[Start Given data]
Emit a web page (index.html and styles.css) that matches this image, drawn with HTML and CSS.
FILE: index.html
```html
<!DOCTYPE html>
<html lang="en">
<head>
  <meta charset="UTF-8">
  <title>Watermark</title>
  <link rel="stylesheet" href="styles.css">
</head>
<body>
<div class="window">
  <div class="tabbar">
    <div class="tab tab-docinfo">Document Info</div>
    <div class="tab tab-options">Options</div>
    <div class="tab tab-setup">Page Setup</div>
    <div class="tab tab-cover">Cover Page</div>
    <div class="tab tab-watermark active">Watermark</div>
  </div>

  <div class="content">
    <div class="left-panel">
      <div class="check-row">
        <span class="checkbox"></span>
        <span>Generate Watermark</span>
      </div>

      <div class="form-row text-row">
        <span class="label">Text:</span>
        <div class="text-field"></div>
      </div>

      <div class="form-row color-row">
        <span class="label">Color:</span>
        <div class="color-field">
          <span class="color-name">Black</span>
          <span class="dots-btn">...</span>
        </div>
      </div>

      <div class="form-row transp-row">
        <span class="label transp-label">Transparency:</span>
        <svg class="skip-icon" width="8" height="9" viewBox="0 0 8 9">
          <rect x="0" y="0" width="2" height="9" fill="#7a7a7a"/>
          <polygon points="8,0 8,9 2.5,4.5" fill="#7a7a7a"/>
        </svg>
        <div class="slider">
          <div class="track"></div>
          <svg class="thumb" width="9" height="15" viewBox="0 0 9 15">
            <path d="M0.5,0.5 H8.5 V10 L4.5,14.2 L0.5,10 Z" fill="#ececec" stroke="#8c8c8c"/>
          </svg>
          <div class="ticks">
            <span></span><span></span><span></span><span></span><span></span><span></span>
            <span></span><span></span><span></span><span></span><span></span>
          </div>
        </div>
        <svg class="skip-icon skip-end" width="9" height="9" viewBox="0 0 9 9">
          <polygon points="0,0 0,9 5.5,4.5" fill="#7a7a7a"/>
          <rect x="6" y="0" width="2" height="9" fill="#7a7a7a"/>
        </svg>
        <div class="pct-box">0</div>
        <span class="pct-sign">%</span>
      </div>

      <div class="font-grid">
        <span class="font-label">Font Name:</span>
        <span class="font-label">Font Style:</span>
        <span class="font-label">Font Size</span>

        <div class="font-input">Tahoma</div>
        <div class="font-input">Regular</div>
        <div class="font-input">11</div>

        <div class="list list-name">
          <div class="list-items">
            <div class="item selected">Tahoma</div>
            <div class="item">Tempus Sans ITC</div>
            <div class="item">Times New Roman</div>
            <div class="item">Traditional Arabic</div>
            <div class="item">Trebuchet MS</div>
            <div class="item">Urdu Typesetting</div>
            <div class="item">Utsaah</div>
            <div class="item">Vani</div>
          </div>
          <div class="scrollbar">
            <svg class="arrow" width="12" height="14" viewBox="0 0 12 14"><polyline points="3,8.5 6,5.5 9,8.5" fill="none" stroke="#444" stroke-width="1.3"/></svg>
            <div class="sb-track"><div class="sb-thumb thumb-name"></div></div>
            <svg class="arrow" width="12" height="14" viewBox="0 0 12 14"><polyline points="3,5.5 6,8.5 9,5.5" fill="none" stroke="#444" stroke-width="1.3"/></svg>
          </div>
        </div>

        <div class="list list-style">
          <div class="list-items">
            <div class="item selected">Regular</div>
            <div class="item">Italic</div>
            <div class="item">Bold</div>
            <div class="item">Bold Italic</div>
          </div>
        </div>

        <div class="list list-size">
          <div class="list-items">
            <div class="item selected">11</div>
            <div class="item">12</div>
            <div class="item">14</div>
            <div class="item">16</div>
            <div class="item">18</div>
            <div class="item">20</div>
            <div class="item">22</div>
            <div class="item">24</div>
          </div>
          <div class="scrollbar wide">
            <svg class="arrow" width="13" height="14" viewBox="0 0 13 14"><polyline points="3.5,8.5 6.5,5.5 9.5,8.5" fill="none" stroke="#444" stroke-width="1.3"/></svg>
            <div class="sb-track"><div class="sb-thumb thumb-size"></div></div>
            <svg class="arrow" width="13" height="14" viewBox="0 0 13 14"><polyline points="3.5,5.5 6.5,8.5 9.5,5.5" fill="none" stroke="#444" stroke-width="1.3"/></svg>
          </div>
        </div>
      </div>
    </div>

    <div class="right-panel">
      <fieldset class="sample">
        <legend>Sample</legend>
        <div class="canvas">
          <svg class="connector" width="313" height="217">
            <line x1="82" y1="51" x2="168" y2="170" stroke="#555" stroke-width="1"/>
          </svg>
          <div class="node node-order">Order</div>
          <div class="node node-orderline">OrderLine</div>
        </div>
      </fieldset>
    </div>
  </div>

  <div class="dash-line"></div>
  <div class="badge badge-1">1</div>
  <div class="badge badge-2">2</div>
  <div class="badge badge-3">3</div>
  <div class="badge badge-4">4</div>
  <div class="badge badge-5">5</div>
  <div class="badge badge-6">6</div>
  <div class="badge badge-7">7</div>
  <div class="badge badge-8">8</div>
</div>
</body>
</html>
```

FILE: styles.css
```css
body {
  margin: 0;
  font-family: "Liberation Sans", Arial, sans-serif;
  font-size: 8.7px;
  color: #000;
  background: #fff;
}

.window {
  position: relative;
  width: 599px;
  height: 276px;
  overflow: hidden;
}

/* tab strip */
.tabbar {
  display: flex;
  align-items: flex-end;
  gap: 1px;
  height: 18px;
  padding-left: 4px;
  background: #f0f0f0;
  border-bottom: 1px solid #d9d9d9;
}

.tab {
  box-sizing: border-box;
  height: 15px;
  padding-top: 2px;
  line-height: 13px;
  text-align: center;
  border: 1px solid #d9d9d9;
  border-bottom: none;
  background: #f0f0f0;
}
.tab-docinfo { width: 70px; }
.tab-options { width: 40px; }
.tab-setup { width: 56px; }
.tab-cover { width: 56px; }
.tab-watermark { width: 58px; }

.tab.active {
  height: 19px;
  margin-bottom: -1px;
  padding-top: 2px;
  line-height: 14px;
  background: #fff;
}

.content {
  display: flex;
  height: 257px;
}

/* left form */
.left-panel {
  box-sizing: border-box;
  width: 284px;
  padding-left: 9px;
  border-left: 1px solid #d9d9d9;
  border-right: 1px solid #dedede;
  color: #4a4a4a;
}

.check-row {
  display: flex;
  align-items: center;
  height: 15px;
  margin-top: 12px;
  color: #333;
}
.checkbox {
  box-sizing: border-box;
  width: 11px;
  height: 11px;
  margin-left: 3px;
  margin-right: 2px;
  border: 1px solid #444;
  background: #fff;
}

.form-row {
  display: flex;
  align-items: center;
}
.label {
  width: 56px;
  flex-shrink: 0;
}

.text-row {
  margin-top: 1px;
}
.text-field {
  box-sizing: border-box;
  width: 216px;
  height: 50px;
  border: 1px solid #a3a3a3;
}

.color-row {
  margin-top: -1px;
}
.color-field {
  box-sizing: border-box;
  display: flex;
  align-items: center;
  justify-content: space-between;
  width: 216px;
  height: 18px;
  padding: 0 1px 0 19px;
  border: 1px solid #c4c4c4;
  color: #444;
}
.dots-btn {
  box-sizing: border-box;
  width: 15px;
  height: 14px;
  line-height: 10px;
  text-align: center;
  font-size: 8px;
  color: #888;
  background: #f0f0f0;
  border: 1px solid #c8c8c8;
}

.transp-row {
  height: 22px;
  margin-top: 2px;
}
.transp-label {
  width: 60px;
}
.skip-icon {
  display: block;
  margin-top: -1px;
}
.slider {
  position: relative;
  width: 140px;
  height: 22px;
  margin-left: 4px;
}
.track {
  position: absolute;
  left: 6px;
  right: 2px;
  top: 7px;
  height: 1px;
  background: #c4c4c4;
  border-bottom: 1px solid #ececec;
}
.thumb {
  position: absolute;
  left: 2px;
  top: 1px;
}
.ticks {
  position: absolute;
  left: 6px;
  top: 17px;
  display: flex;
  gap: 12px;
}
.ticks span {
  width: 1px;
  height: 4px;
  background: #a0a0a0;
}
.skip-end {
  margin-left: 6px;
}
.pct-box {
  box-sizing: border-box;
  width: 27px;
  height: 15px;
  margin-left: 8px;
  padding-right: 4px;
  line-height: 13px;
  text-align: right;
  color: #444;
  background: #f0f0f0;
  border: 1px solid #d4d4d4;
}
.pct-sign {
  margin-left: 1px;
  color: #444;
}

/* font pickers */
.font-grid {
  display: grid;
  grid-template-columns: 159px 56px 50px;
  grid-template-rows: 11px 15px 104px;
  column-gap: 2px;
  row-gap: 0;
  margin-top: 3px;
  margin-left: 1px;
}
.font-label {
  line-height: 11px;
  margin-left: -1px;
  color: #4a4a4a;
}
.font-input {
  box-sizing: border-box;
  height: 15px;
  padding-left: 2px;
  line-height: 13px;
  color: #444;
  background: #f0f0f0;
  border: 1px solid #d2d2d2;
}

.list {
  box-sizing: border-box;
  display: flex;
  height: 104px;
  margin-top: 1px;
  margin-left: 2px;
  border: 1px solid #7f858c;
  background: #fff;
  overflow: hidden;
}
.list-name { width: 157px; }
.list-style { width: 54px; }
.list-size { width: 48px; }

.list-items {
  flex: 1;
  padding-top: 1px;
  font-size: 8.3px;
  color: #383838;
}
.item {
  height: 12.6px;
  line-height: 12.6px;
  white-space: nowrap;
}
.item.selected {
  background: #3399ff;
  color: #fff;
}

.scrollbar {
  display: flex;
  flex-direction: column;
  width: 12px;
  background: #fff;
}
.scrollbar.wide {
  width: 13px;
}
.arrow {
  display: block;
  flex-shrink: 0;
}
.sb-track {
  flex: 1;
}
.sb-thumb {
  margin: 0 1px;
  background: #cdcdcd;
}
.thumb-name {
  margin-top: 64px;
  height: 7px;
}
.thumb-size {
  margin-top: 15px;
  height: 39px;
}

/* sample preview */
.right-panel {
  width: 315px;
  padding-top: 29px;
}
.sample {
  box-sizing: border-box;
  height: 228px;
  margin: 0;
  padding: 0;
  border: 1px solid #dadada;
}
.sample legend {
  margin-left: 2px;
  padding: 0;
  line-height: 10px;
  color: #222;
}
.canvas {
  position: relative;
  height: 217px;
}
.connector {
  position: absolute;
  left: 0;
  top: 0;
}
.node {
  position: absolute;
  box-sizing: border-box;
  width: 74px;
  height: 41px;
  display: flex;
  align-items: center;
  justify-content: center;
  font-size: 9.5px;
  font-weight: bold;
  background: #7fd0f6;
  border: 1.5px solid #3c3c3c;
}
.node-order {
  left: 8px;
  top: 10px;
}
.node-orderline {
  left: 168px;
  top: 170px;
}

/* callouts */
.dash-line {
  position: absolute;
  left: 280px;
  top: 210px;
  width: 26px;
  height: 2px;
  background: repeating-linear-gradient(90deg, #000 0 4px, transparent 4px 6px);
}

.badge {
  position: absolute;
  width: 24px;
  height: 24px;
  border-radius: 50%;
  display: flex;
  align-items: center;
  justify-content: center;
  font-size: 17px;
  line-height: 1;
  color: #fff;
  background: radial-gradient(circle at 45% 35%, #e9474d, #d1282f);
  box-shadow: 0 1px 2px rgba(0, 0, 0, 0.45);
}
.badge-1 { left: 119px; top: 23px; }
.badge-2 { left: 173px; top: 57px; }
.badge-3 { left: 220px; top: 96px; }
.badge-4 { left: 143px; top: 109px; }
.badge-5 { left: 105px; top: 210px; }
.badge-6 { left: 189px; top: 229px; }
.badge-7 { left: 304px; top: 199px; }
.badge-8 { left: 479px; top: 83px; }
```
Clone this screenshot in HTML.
[End Given data]
» **Exercise brief**:
Search the lines above for the string "index" and copy each line that has it.

» **Response to this exercise**:
Emit a web page (index.html and styles.css) that matches this image, drawn with HTML and CSS.
FILE: index.html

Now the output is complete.